Chopin também foi um de seus eleitos. Sua interpretação da 4ª Balada do compositor bem demonstra sua identificação com a obra do autor. A compreensão estilística, a interpretação pessoal e jamais arbitrária e o lirismo inerente estão presentes. Uma das mais expressivas gravações dessa criação.

Clique para ouvir, de Chopin, a 4ª Balada em fá menor op. 52, na interpretação de Solomon (1946):

https://www.youtube.com/watch?v=YyUWOun-OP4

Inusitada foi a atitude de Solomon ao gravar, de Scriabine (1872-1915), um dos mais importantes Concertos para piano e orquestra do período (1896-1897). Existiam algumas gravações referenciais, mormente por pianistas russos, mas Scriabine ainda não era tão frequentado como seu coetâneo Rachmaninov.

Clique para ouvir, de Alexander Scriabine, o Concerto para piano e orquestra em fá sustenido menor, op. 20, na interpretação de Solomon:

https://www.youtube.com/watch?v=1aXWhmLt0ew

Nos já tantos justos e merecidos blogs a reverenciar os grandes mestres do piano do século XX, tantos deles esquecidos, rememorarmos Solomon é saudar sempre o respeito à tradição interpretativa. Estou a me lembrar de inúmeras vezes, quando na vida acadêmica, ter perguntado a alunos sobre notáveis pianistas de antanho. O silêncio indicava o absoluto desconhecimento desses artistas quase esquecidos. Ao mencioná-los, verificava que as reações eram de indiferença. E a ausência de ao menos curiosidade era evidência de que algo sério já se adensava no horizonte. Logicamente exceções existiram, mas concentravam-se no seleto compartimento das raridades.

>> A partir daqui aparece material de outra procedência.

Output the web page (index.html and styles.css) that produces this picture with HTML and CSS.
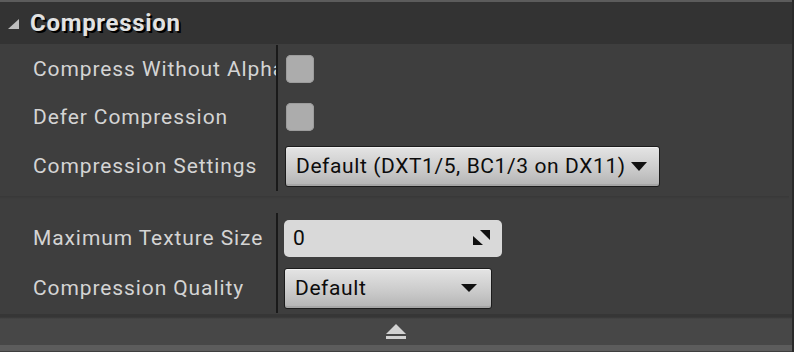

Dame Myra Hess, tema do blog precedente, e Solomon são dois dos notáveis pianistas ingleses entre outros mais, como Clifford Curzon e Gerald Moore e, de uma geração mais recente, John Ogdon, também já falecido. Ouvi-los é compreender a importância de uma tradição pianística não tão divulgada como a de outros países do hemisfério norte. Grandes mestres.

The English pianist Solomon was one of the piano icons of the 20th century. He had two distinct phases in his career, which ended abruptly after a stroke in 1956, and he has lived another 32 years without being able to practice the art that made him famous.